One of Carducci's most delicate bits of impressionism. The glamour which the sun's "dying salutation" sheds on the grim towers and solemn church of dark-turreted Bologna, hangs like a golden haze over the whole poem; and in the last stanza one may feel the intensity of the poet's yearning for that antique beauty which has vanished with a vanished time.

"Miramar."

The Château of Miramar, from which the Archduke Maximilian of Austria set out on his ill-fated expedition to Mexico, is situated on the Adriatic, not far from Trieste. The "double gulf" (third stanza) consists of the Gulf of Venice and the Gulf of Trieste, which form practically one sheet of water; and the "turreted cities of the Istrian shore" (whose names I omitted in the translation as unnecessary) are Muggia, Pirano, Egida, and Parenzo. Huitzilopotli (stanza sixteen) is the Mexican god of war. In his own note to the original poem, Carducci explains the rather obscure allusions which occur in the ninth and tenth stanzas. "Certain recollections of the Château of Miramar that find place in these verses perhaps need elucidation," he writes. "In Maximilian's study, built to resemble the cabin of the flagship 'Novara,' which later carried him to Mexico, portraits of Dante and Goethe are to be seen near where the Archduke was accustomed to sit studying; and there still lies open upon the table an old edition of Castillian romances—rare, if I remember rightly, and printed in the Low Countries. In the main hall are engraved a number of Latin maxims. Memorable among them, because of the spot and the man, are these: "Si Fortuna juvat cavete tolli," "Sæpe sub dulci melle venena latent," "Non ad astra mollis et terris via," "Vivitur ingenio, cætera mortis erunt."

"To Giuseppe Garibaldi."

Written probably on an anniversary of the battle of Mentana, which occurred on November 3d, 1867. "Peter and Cæsar," of course, represent church and empire leagued together against Italy, who is struggling to throw off the yoke of both.

"Rome."

The asterisks after the second stanza mark four verses which I have omitted from my translation, because they consist of political allusions that to an American reader could mean nothing. For the rest, the poem requires no annotation. The original is one of the most harmoniously beautiful compositions in the whole range of modern Italian literature.
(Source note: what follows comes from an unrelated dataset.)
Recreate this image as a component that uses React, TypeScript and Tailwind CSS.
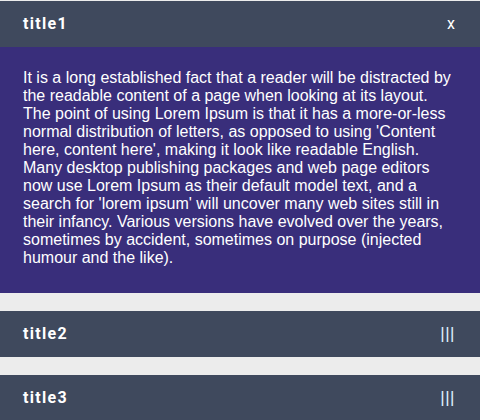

Only one who, like the poet, has looked down from the Janiculum on the "pictured form" of the Eternal City, who has felt the wonder of her grandeur and the immortal loveliness of her decay, can fully realize how exquisitely, how subtly her charm pervades each word of the poet's Ave. The essential spirit of Rome is there—of that Rome who is as truly Mistress of the World to-day, in her empire over men's hearts, as when of old she ruled their lives.